Scheduling workflows in multi-cluster environments
Abstract
Scientific applications modeled as workflows can exhibit both task and data parallelism. Scheduling these workflows in a multi-cluster environment is challenging due to the large number of task mapping possibilities. Therefore, several heuristics have been proposed over the last years to address such a problem. A key limitation of existing heuristics for multi-cluster environments is that individual tasks are mapped onto single resources, which limits the resource options to reduce the time to the complete workflow executions.

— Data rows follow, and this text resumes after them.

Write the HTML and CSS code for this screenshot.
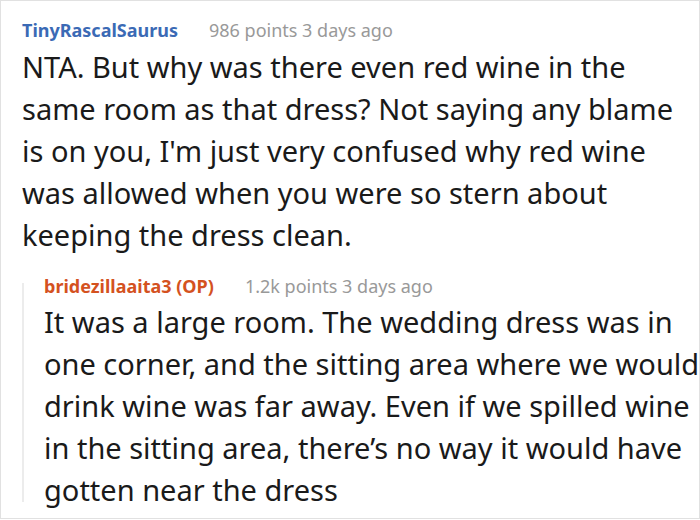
FILE: index.html
```html
<!DOCTYPE html>
<html>
<head>
<meta charset="utf-8">
<link rel="stylesheet" href="styles.css">
</head>
<body>
<div class="frame">
  <div class="comment">
    <div class="meta-row">
      <span class="user">TinyRascalSaurus</span>
      <span class="meta">986 points 3 days ago</span>
    </div>
    <p class="body">NTA. But why was there even red wine in the same room as that dress? Not saying any blame is on you, I'm just very confused why red wine was allowed when you were so stern about keeping the dress clean.</p>
    <div class="reply">
      <div class="meta-row">
        <span class="user op">bridezillaaita3 (OP)</span>
        <span class="meta">1.2k points 3 days ago</span>
      </div>
      <p class="body">It was a large room. The wedding dress was in one corner, and the sitting area where we would drink wine was far away. Even if we spilled wine in the sitting area, there’s no way it would have gotten near the dress</p>
    </div>
  </div>
</div>
</body>
</html>
```

FILE: styles.css
```css
html, body {
  margin: 0;
  padding: 0;
  background: #ffffff;
}
.frame {
  box-sizing: border-box;
  width: 700px;
  height: 519px;
  border: 1px solid #e1e1e1;
  overflow: hidden;
  font-family: "Noto Sans", "Open Sans", sans-serif;
}
.comment {
  padding: 17px 1px 0 21px;
}
.meta-row {
  display: flex;
  align-items: baseline;
  gap: 31px;
  height: 24px;
  line-height: 24px;
  font-size: 18px;
}
.user {
  font-weight: 700;
  color: #3b6ab5;
}
.user.op {
  color: #d4521f;
}
.meta {
  color: #999999;
}
.body {
  margin: 4px 0 0 0;
  font-size: 29px;
  line-height: 42px;
  color: #1a1a1a;
}
.reply {
  margin-top: 18px;
  padding-left: 22px;
  position: relative;
}
.reply .body {
  margin-top: 3px;
  margin-right: -10px;
}
.reply::before {
  content: "";
  position: absolute;
  left: 0;
  top: 9px;
  width: 2px;
  height: 219px;
  background: #ececec;
}
```
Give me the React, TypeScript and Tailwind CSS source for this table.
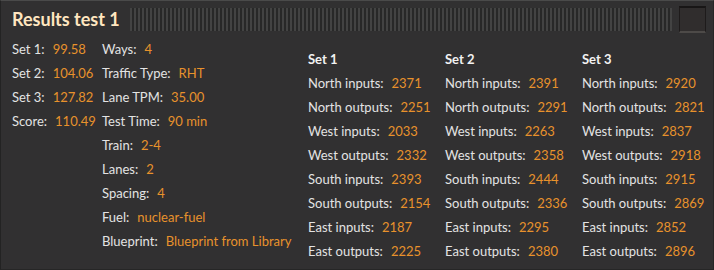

This paper introduces the Multi-Cluster Allocation-Heterogeneous Earliest Finish Time (MCA-HEFT) heuristic, which deploys single parallel tasks of a workflow into multiple clusters and schedules them accordingly. We evaluated MCA-HEFT against the Mixed-parallel Heterogeneous Earliest Finish Time (M-HEFT) heuristic, which is one of the most well-known workflow scheduling heuristics in literature. MCA-HEFT was able to produce make spans that were up to 42% shorter than those produced by M-HEFT, having only approximately 10% of tasks distributed on multiple clusters. Our experiments considered several metrics and parameters including critical path size, make span, number of clusters used to execute tasks, and the network impact when deploying the tasks in multiple clusters. © 2013 IEEE.